Oh, and just think about the variety of dogs that exist… most of which came about in a matter of centuries. Of course, a generation of dogs occurs in a much shorter period, and there’s a lot more selection for specific traits, but it just goes to show what’s possible as far as mutations and gene selection.
Not necessarily. The culture can travel without the people traveling with it. In fact, biologists have been going back and forth about whether it was cultural diffusion or human migration that brought agriculture into Europe from the M.E. I can’t remember for sure, but I think the consensus now is that it was largely cultural diffusion.
Recent studies on ancient DNA have dealt a serious blow to the post-war pet theories of diffusion as the main mechanism of the spreading of agriculture.

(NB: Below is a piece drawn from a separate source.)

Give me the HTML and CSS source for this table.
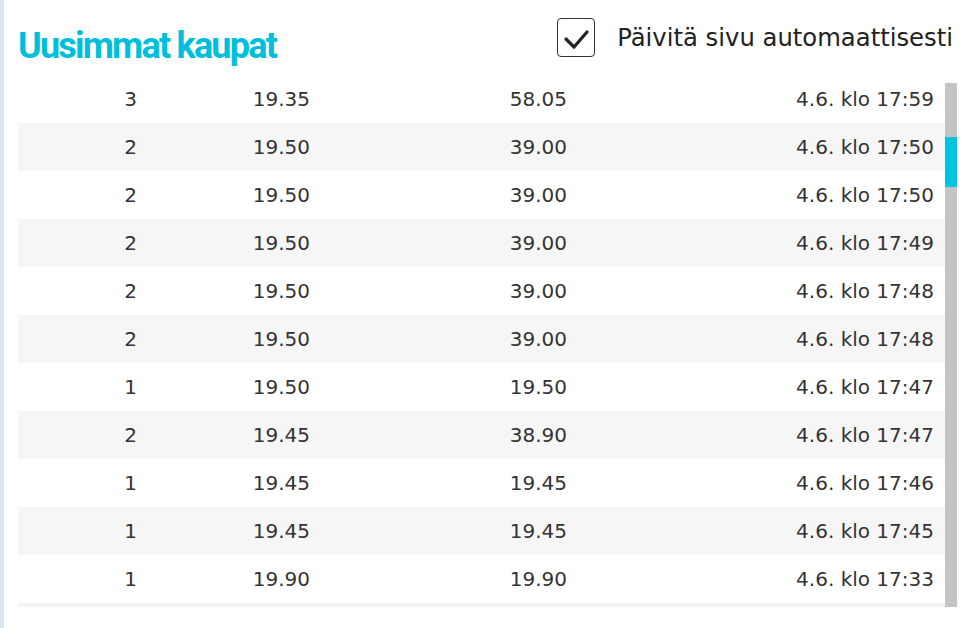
FILE: index.html
```html
<!DOCTYPE html>
<html lang="fi">
<head>
<meta charset="utf-8">
<title>Uusimmat kaupat</title>
<link rel="stylesheet" href="styles.css">
</head>
<body>
<div class="panel">
  <header class="head">
    <h2 class="title">Uusimmat kaupat</h2>
    <label class="auto">
      <span class="box">
        <svg width="38" height="39" viewBox="0 0 38 39"><polyline points="9,21 17,29 30,14" fill="none" stroke="#222" stroke-width="3.2" stroke-linecap="round" stroke-linejoin="round"/></svg>
      </span>
      <span class="auto-text">Päivitä sivu automaattisesti</span>
    </label>
  </header>
  <div class="scroller">
    <div class="rows">
      <div class="row"><span>3</span><span>19.35</span><span>58.05</span><span>4.6. klo 17:59</span></div>
      <div class="row"><span>2</span><span>19.50</span><span>39.00</span><span>4.6. klo 17:50</span></div>
      <div class="row"><span>2</span><span>19.50</span><span>39.00</span><span>4.6. klo 17:50</span></div>
      <div class="row"><span>2</span><span>19.50</span><span>39.00</span><span>4.6. klo 17:49</span></div>
      <div class="row"><span>2</span><span>19.50</span><span>39.00</span><span>4.6. klo 17:48</span></div>
      <div class="row"><span>2</span><span>19.50</span><span>39.00</span><span>4.6. klo 17:48</span></div>
      <div class="row"><span>1</span><span>19.50</span><span>19.50</span><span>4.6. klo 17:47</span></div>
      <div class="row"><span>2</span><span>19.45</span><span>38.90</span><span>4.6. klo 17:47</span></div>
      <div class="row"><span>1</span><span>19.45</span><span>19.45</span><span>4.6. klo 17:46</span></div>
      <div class="row"><span>1</span><span>19.45</span><span>19.45</span><span>4.6. klo 17:45</span></div>
      <div class="row"><span>1</span><span>19.90</span><span>19.90</span><span>4.6. klo 17:33</span></div>
      <div class="row"></div>
    </div>
    <div class="bar"><div class="thumb"></div></div>
  </div>
</div>
</body>
</html>
```
FILE: styles.css
```css
html, body {
  margin: 0;
  padding: 0;
  background: #fff;
}
body {
  width: 971px;
  height: 628px;
  overflow: hidden;
  font-family: "DejaVu Sans", sans-serif;
  color: #333;
}
.panel {
  height: 628px;
  border-left: 4px solid #dce5ee;
  padding: 0 14px 0 14px;
  box-sizing: border-box;
}
.head {
  display: flex;
  justify-content: space-between;
  align-items: flex-start;
  height: 83px;
  margin-right: 4px;
}
.title {
  margin: 26px 0 0 0;
  font-family: Roboto, "DejaVu Sans", sans-serif;
  font-weight: 700;
  font-size: 36px;
  line-height: 40px;
  letter-spacing: -1.8px;
  color: #00bfdc;
}
.auto {
  display: flex;
  align-items: center;
  margin-top: 18px;
  gap: 22px;
}
.box {
  width: 38px;
  height: 39px;
  box-sizing: border-box;
  border: 1.5px solid #333;
  border-radius: 4px;
  display: flex;
  align-items: center;
  justify-content: center;
}
.box svg {
  display: block;
  flex: none;
}
.auto-text {
  font-size: 24.3px;
  line-height: 39px;
  color: #222;
}
.scroller {
  display: flex;
  height: 524px;
  overflow: hidden;
}
.rows {
  flex: 1;
  margin-top: -8px;
}
.row {
  display: grid;
  grid-template-columns: 119px 173px 257px 367px;
  height: 48px;
  align-items: center;
  font-size: 20px;
  color: #333;
}
.row span {
  text-align: right;
}
.row:nth-child(even) {
  background: #f6f6f6;
}
.bar {
  width: 12px;
  flex: none;
  background: #c4c4c4;
}
.thumb {
  margin-top: 54px;
  height: 50px;
  background: #00c3df;
}
```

Evidence is accumulating that hunter-gatherers were in fact replaced by invading agriculturalists in Europe. Below are just a couple of quick links on the subject:
Do you really think that the Koreans and Japanese just sat in their own territories for thousands of years totally ignoring each other? Of course there’s been back and forth between the Koreans and Japanese. Archaeological evidence and written records show that the Japanese have been in contact with the Koreans and Chinese since the Yayoi period, if not before.
Do we know if the spread of farming in the different geographical areas always resulted in population replacement rather than cultural expansion w/o population replacement?